The frustrating reality is that in order to secure employment, emerging academics are expected to publish and carry out an active research program, yet the academic structure does not support us in achieving these goals. These restrictions affect the production of environmental history and humanities place-based research; a process that generally requires slow scholarship, trust and relationship building, and some degree of collaborative work cannot exist within a structure that expects us to turn out publications from research projects quickly then move on to the next.

Displayed at the boat docks for visitors leaving Moosehide at the Moosehide Gathering (July 2016).

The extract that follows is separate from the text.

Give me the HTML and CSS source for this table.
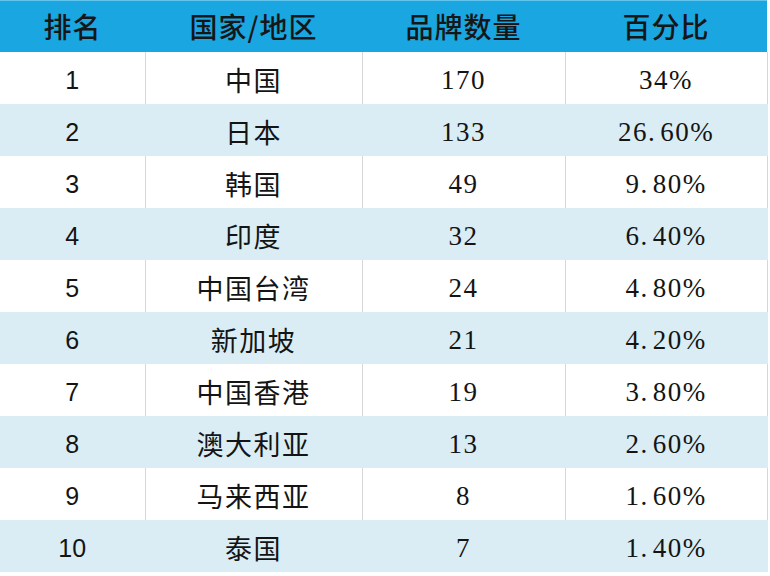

With all of this said, I’m not sure what the solution is, other than a monumental shift in the structure of academia to take seriously alternate methods of research production and dissemination and to realize the importance of place-based and community-centered history projects. I am hopeful that this change is coming—we are seeing more and more engagement with digital humanities platforms that opens up a wider space for alternative approaches and “non-academic” voices. In the meantime, I encourage emerging scholars to continue visiting their places of study as possible and to continue to develop connections with place and community. Not only does it provide richer insights and personal connections, but it makes the journey through grad school more fulfilling and meaningful because you are rooted in place.